The price paid is a small fraction of what GMG Regionals would have been worth five years ago.

In 2004/2005 it made a profit of £32.6m on turnover of £138.3m (against a loss in the nationals division of £18.6m).

The following year it made £21.6m (against a loss at the nationals of £19.3m).

The decline of the business since then has outpaced that of most regional media rivals and may have been hastened by some of the strategic decisions made by GMG management.

They decided to make made the MEN free in central Manchester in early 2006 – but late last year retreated on that strategy, making the title fully paid for on Monday to Wednesday and on Saturdays.

Since 2006 paid-for sales of the MEN have dropped from 114,676 to around 70,000, or perhaps less (no up to date ABC figure is available as the MEN withdrew last year).

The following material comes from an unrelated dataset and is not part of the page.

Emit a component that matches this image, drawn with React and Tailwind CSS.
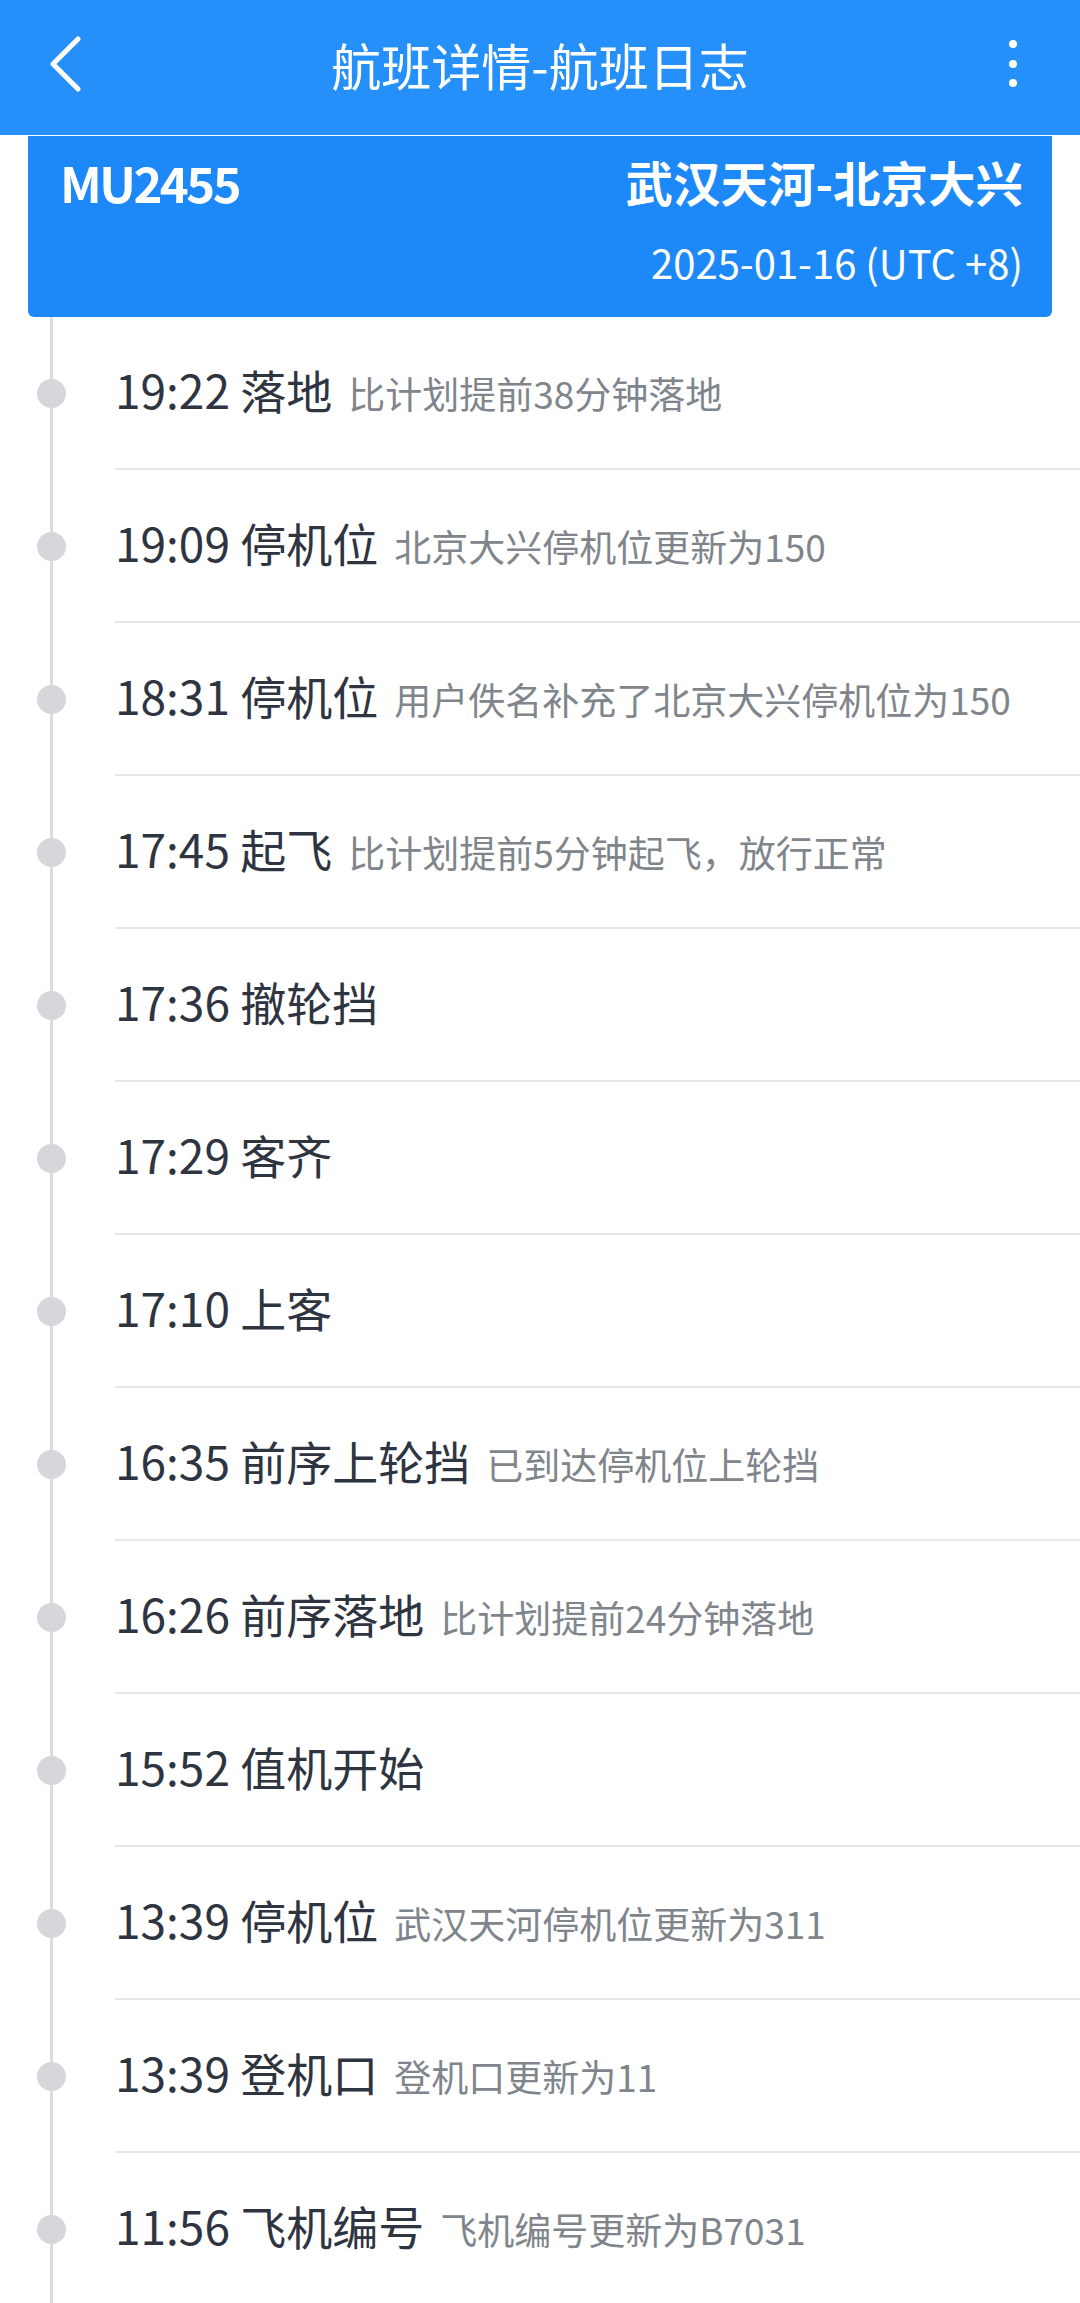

Much has been made by MEN Media in recent years about its state-of-the-art integrated multimedia newsroom, including the city’s TV station – Channel M.

But it is notable that Channel M is not part of the sale. A question mark must now hang over its future.

GMG Regional Media chief executive Mark Dodson, now leaving the business, received a £47,000 bonus in 2008/2009 bringing his total pay to £309,000 for the year – despite presiding over a period when the business had gone into the red for the first time in living memory.

Journalists on the MEN and other titles will not take it well if he has also taken a further pay-off for shepherding through today’s deal.

GMG has not made a success of its regional media business in recent years but its decision to sell off its regional division will still be greeted as terribly sad news by the journalists who work there.

Drastic cuts have already been made, with 78 journalists being axed in Manchester alone last year.

Hopefully the relatively modest purchase price means Trinity Mirror will not find it necessary to axe too many more in order to recoup its investment.

Even if the division was to return to just a third the profit it was making five years ago, £44.8m would start looking like a very good deal.